**Data excerpt**
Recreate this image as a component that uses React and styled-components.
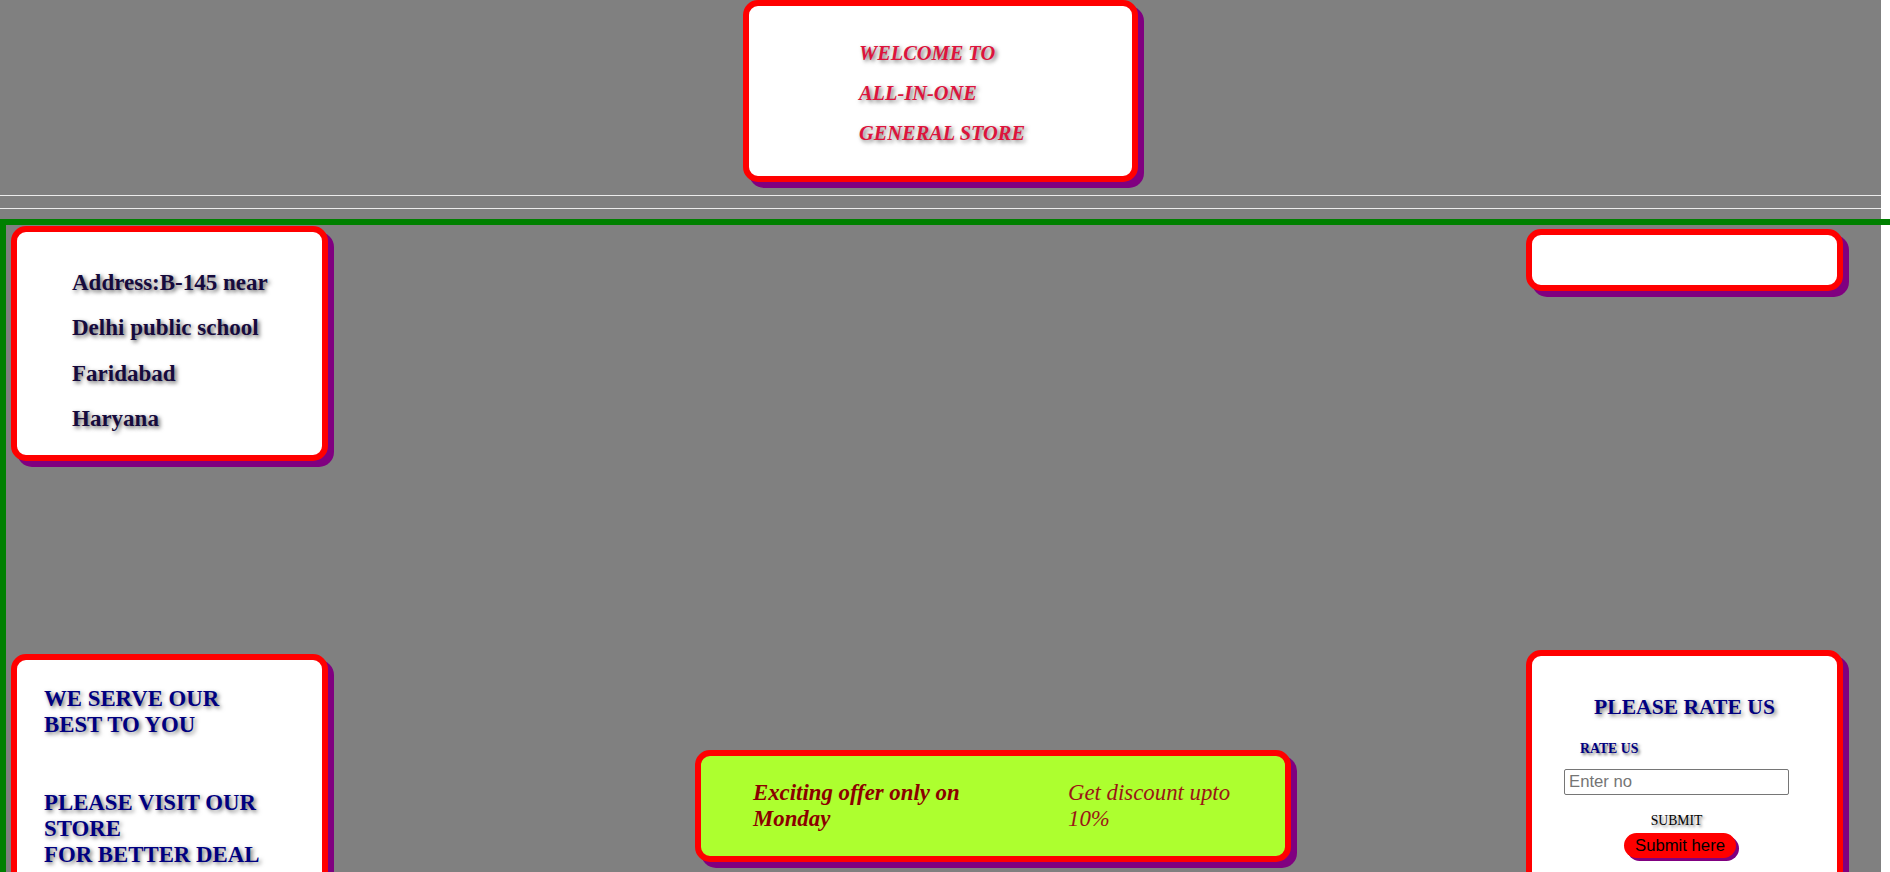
import styled, { createGlobalStyle } from 'styled-components';

const GlobalStyle = createGlobalStyle`
  html, body {
    margin: 0;
    padding: 0;
    overflow: hidden;
    background: #ffffff;
  }
  body {
    font-family: "Liberation Serif", "Times New Roman", serif;
  }
`;

const Page = styled.div`
  width: 1881px;
  min-height: 872px;
  background-color: #808080;
`;

const HeaderWrap = styled.header`
  display: flex;
  justify-content: center;
`;

const Card = styled.div`
  box-sizing: border-box;
  background-color: ${props => props.bg || '#ffffff'};
  border: 6px solid #ff0000;
  border-radius: 15px;
  box-shadow: 6px 6px 0 #800080;
`;

const Banner = styled(Card)`
  width: 395px;
  height: 182px;
  padding: 27px 0 0 110px;
`;

const BannerLine = styled.div`
  font-size: 20.4px;
  line-height: 40px;
  font-weight: bold;
  font-style: italic;
  color: #dc143c;
  text-shadow: 2px 2px 4px #6e6e6e;
`;

const Rule = styled.hr`
  margin: ${props => props.top}px 0 0;
  height: 1px;
  border: none;
  background-color: #ececec;
`;

const Frame = styled.main`
  margin-top: 10px;
  margin-right: -9px;
  border-top: 6px solid #008000;
  border-left: 6px solid #008000;
  padding-bottom: 40px;
`;

const Row = styled.section`
  display: flex;
  align-items: flex-start;
  justify-content: ${props => props.spread ? 'space-between' : 'flex-start'};
  padding: 0 47px 0 5px;
  margin-top: ${props => props.top || 0}px;
`;

const AddressCard = styled(Card)`
  width: 317px;
  height: 235px;
  margin-top: 1px;
  padding: 28px 0 0 55px;
`;

const AddressLine = styled.div`
  font-size: 23px;
  line-height: 45.3px;
  font-weight: bold;
  color: #160b3d;
  text-shadow: 2px 2px 4px #5e5e5e;
`;

const BlankCard = styled(Card)`
  width: 317px;
  height: 62px;
  margin-top: 4px;
`;

const ServeCard = styled(Card)`
  width: 317px;
  height: 280px;
  margin-top: 4px;
  padding: 26px 0 0 27px;
`;

const ServeText = styled.div`
  font-size: 22.8px;
  line-height: 26px;
  font-weight: bold;
  color: #000080;
  text-shadow: 2px 2px 4px #6e6e6e;
  margin-top: ${props => props.top || 0}px;
`;

const OfferCard = styled(Card)`
  width: 596px;
  height: 112px;
  margin-top: 100px;
  margin-left: 367px;
  padding: 24px 0 0 52px;
  display: flex;
`;

const OfferText = styled.div`
  width: ${props => props.width}px;
  font-size: 22.8px;
  line-height: 25.5px;
  font-style: italic;
  font-weight: ${props => props.strong ? 'bold' : 'normal'};
  color: ${props => props.strong ? '#8b0000' : '#9a1616'};
`;

const RateCard = styled(Card)`
  width: 317px;
  height: 280px;
  margin-left: auto;
  padding-top: 39px;
  display: flex;
  flex-direction: column;
  align-items: center;
`;

const RateTitle = styled.h2`
  margin: 0;
  font-size: 21.6px;
  line-height: 25px;
  font-weight: bold;
  color: #000080;
  text-shadow: 2px 2px 4px #6e6e6e;
`;

const RateForm = styled.form`
  width: 225px;
  margin-top: 21px;
  margin-right: 16px;
  display: flex;
  flex-direction: column;
  align-items: center;
`;

const RateLabel = styled.label`
  align-self: flex-start;
  margin-left: 16px;
  font-size: 13.8px;
  line-height: 16px;
  font-weight: bold;
  color: #000080;
  text-shadow: 2px 2px 3px #6e6e6e;
`;

const RateInput = styled.input`
  box-sizing: border-box;
  width: 225px;
  height: 26px;
  margin-top: 12px;
  padding: 0 4px;
  border: 1px solid #767676;
  border-radius: 2px;
  font-family: "Liberation Sans", Arial, sans-serif;
  font-size: 16.7px;
  color: #222;
  outline: none;

  &::placeholder {
    color: #757575;
  }
`;

const SubmitLabel = styled.div`
  margin-top: 18px;
  font-size: 13.7px;
  line-height: 16px;
  color: #000000;
  text-shadow: 2px 2px 3px #8a8a8a;
`;

const SubmitButton = styled.button`
  margin-top: 4px;
  margin-left: 7px;
  width: 112px;
  height: 25px;
  padding: 0;
  border: none;
  border-radius: 13px;
  background-color: #ff0000;
  box-shadow: 3px 3px 0 #800080;
  font-family: "Liberation Sans", Arial, sans-serif;
  font-size: 16.7px;
  color: #000000;
  cursor: pointer;
`;

const addressLines = ['Address:B-145 near', 'Delhi public school', 'Faridabad', 'Haryana'];

export default function App() {
  return (
    <>
      <GlobalStyle />
      <Page>
        <HeaderWrap>
          <Banner>
            <BannerLine>WELCOME TO</BannerLine>
            <BannerLine>ALL-IN-ONE</BannerLine>
            <BannerLine>GENERAL STORE</BannerLine>
          </Banner>
        </HeaderWrap>
        <Rule top={13} />
        <Rule top={12} />
        <Frame>
          <Row spread>
            <AddressCard>
              {addressLines.map(line => (
                <AddressLine key={line}>{line}</AddressLine>
              ))}
            </AddressCard>
            <BlankCard />
          </Row>
          <Row top={189}>
            <ServeCard>
              <ServeText>WE SERVE OUR<br />BEST TO YOU</ServeText>
              <ServeText top={52}>PLEASE VISIT OUR<br />STORE<br />FOR BETTER DEAL</ServeText>
            </ServeCard>
            <OfferCard bg="#adff2f">
              <OfferText strong width={315}>Exciting offer only on<br />Monday</OfferText>
              <OfferText width={200}>Get discount upto<br />10%</OfferText>
            </OfferCard>
            <RateCard>
              <RateTitle>PLEASE RATE US</RateTitle>
              <RateForm onSubmit={e => e.preventDefault()}>
                <RateLabel htmlFor="rate">RATE US</RateLabel>
                <RateInput id="rate" type="text" placeholder="Enter no" />
                <SubmitLabel>SUBMIT</SubmitLabel>
                <SubmitButton type="submit">Submit here</SubmitButton>
              </RateForm>
            </RateCard>
          </Row>
        </Frame>
      </Page>
    </>
  );
}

**Goal of the exercise**
Produce an exact copy of each line of data, skipping embedded images.

**Exercise answer**
Recreate this image as a component that uses React and styled-components.
import styled, { createGlobalStyle } from 'styled-components';

const GlobalStyle = createGlobalStyle`
  html, body {
    margin: 0;
    padding: 0;
    overflow: hidden;
    background: #ffffff;
  }
  body {
    font-family: "Liberation Serif", "Times New Roman", serif;
  }
`;

const Page = styled.div`
  width: 1881px;
  min-height: 872px;
  background-color: #808080;
`;

const HeaderWrap = styled.header`
  display: flex;
  justify-content: center;
`;

const Card = styled.div`
  box-sizing: border-box;
  background-color: ${props => props.bg || '#ffffff'};
  border: 6px solid #ff0000;
  border-radius: 15px;
  box-shadow: 6px 6px 0 #800080;
`;

const Banner = styled(Card)`
  width: 395px;
  height: 182px;
  padding: 27px 0 0 110px;
`;

const BannerLine = styled.div`
  font-size: 20.4px;
  line-height: 40px;
  font-weight: bold;
  font-style: italic;
  color: #dc143c;
  text-shadow: 2px 2px 4px #6e6e6e;
`;

const Rule = styled.hr`
  margin: ${props => props.top}px 0 0;
  height: 1px;
  border: none;
  background-color: #ececec;
`;

const Frame = styled.main`
  margin-top: 10px;
  margin-right: -9px;
  border-top: 6px solid #008000;
  border-left: 6px solid #008000;
  padding-bottom: 40px;
`;

const Row = styled.section`
  display: flex;
  align-items: flex-start;
  justify-content: ${props => props.spread ? 'space-between' : 'flex-start'};
  padding: 0 47px 0 5px;
  margin-top: ${props => props.top || 0}px;
`;

const AddressCard = styled(Card)`
  width: 317px;
  height: 235px;
  margin-top: 1px;
  padding: 28px 0 0 55px;
`;

const AddressLine = styled.div`
  font-size: 23px;
  line-height: 45.3px;
  font-weight: bold;
  color: #160b3d;
  text-shadow: 2px 2px 4px #5e5e5e;
`;

const BlankCard = styled(Card)`
  width: 317px;
  height: 62px;
  margin-top: 4px;
`;

const ServeCard = styled(Card)`
  width: 317px;
  height: 280px;
  margin-top: 4px;
  padding: 26px 0 0 27px;
`;

const ServeText = styled.div`
  font-size: 22.8px;
  line-height: 26px;
  font-weight: bold;
  color: #000080;
  text-shadow: 2px 2px 4px #6e6e6e;
  margin-top: ${props => props.top || 0}px;
`;

const OfferCard = styled(Card)`
  width: 596px;
  height: 112px;
  margin-top: 100px;
  margin-left: 367px;
  padding: 24px 0 0 52px;
  display: flex;
`;

const OfferText = styled.div`
  width: ${props => props.width}px;
  font-size: 22.8px;
  line-height: 25.5px;
  font-style: italic;
  font-weight: ${props => props.strong ? 'bold' : 'normal'};
  color: ${props => props.strong ? '#8b0000' : '#9a1616'};
`;

const RateCard = styled(Card)`
  width: 317px;
  height: 280px;
  margin-left: auto;
  padding-top: 39px;
  display: flex;
  flex-direction: column;
  align-items: center;
`;

const RateTitle = styled.h2`
  margin: 0;
  font-size: 21.6px;
  line-height: 25px;
  font-weight: bold;
  color: #000080;
  text-shadow: 2px 2px 4px #6e6e6e;
`;

const RateForm = styled.form`
  width: 225px;
  margin-top: 21px;
  margin-right: 16px;
  display: flex;
  flex-direction: column;
  align-items: center;
`;

const RateLabel = styled.label`
  align-self: flex-start;
  margin-left: 16px;
  font-size: 13.8px;
  line-height: 16px;
  font-weight: bold;
  color: #000080;
  text-shadow: 2px 2px 3px #6e6e6e;
`;

const RateInput = styled.input`
  box-sizing: border-box;
  width: 225px;
  height: 26px;
  margin-top: 12px;
  padding: 0 4px;
  border: 1px solid #767676;
  border-radius: 2px;
  font-family: "Liberation Sans", Arial, sans-serif;
  font-size: 16.7px;
  color: #222;
  outline: none;

  &::placeholder {
    color: #757575;
  }
`;

const SubmitLabel = styled.div`
  margin-top: 18px;
  font-size: 13.7px;
  line-height: 16px;
  color: #000000;
  text-shadow: 2px 2px 3px #8a8a8a;
`;

const SubmitButton = styled.button`
  margin-top: 4px;
  margin-left: 7px;
  width: 112px;
  height: 25px;
  padding: 0;
  border: none;
  border-radius: 13px;
  background-color: #ff0000;
  box-shadow: 3px 3px 0 #800080;
  font-family: "Liberation Sans", Arial, sans-serif;
  font-size: 16.7px;
  color: #000000;
  cursor: pointer;
`;

const addressLines = ['Address:B-145 near', 'Delhi public school', 'Faridabad', 'Haryana'];

export default function App() {
  return (
    <>
      <GlobalStyle />
      <Page>
        <HeaderWrap>
          <Banner>
            <BannerLine>WELCOME TO</BannerLine>
            <BannerLine>ALL-IN-ONE</BannerLine>
            <BannerLine>GENERAL STORE</BannerLine>
          </Banner>
        </HeaderWrap>
        <Rule top={13} />
        <Rule top={12} />
        <Frame>
          <Row spread>
            <AddressCard>
              {addressLines.map(line => (
                <AddressLine key={line}>{line}</AddressLine>
              ))}
            </AddressCard>
            <BlankCard />
          </Row>
          <Row top={189}>
            <ServeCard>
              <ServeText>WE SERVE OUR<br />BEST TO YOU</ServeText>
              <ServeText top={52}>PLEASE VISIT OUR<br />STORE<br />FOR BETTER DEAL</ServeText>
            </ServeCard>
            <OfferCard bg="#adff2f">
              <OfferText strong width={315}>Exciting offer only on<br />Monday</OfferText>
              <OfferText width={200}>Get discount upto<br />10%</OfferText>
            </OfferCard>
            <RateCard>
              <RateTitle>PLEASE RATE US</RateTitle>
              <RateForm onSubmit={e => e.preventDefault()}>
                <RateLabel htmlFor="rate">RATE US</RateLabel>
                <RateInput id="rate" type="text" placeholder="Enter no" />
                <SubmitLabel>SUBMIT</SubmitLabel>
                <SubmitButton type="submit">Submit here</SubmitButton>
              </RateForm>
            </RateCard>
          </Row>
        </Frame>
      </Page>
    </>
  );
}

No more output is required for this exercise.